Weekend Box Office Report: X-Men Show Their Powers
If this summer is “the last stand” for the box office bulls, the third installment of the X-Men franchise should make shorts nervous. Debuting as the 5th best four day opening, the 4th best three day opening, and the second largest Friday opening, X3 racked up $120 million over the Memorial Day weekend. Along with good business from the second weekend for The Da Vinci Code and Over The Hedge, the total weekend box office matched last year’s tough comparison against the final installment of the Star Wars trilogy. With easier comparisons ahead, some strong product in theatres now, and Cars coming the weekend after next, my bull case on the summer box office remains intact.
Regal Entertainment (RGC) is my long position to play the summer box office….
So far, this quarter, the box office is up about 14%, well ahead of revenue estimates for RGC which imply a gain of no more than 6-11%. I think estimates will begin going up around the time of the June 9th Cars debut. RGC shares have dropped about 8% during the market’s decline. I think they should regain prior levels and move higher through the summer.
My call on RGC is for a trade off the anticipated strong summer box office, but beyond the year-over-year comparisons, I think the huge numbers for X3 are a reminder that the theatre business is here to stay. What better marketing for the News Corp (NWS/NWSA) X-Men franchise than the huge marketing and media blitz ahead of the film and a few days worth of newspaper articles and TV stories about the opening weekend numbers.
Using the theatrical launch is the only way to build the franchise, set-up DVD sales and rentals, earn license revenues, recoup the rumored $200 million production budget, and possibly spin-off new movie franchises (this is supposed to be the last X-Men film). I just don’t see how diluting the box office by opening the film in theatres, DVDs, and broadband downloads simultaneously could generate the same buzz as a big opening weekend and a climb up the all-time box office charts.

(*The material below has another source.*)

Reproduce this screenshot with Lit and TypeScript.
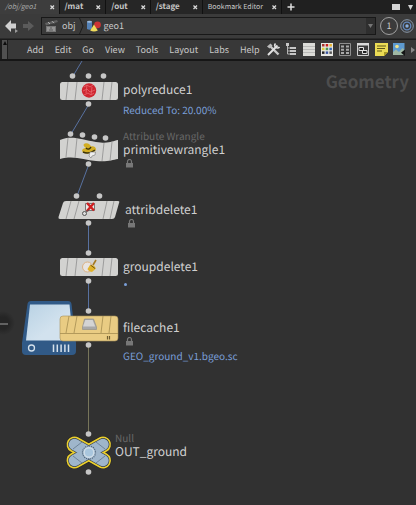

I think this realization will dawn on investors as Cars and Pirates of the Caribbean follow X3 with huge numbers over the next six weeks. If any other films perform well, it will just be gravy. A big summer at the box office will show that the studio business still works if the product is right and the theatres are at the center of the financial model. For the next several months that should make RGC blockbuster.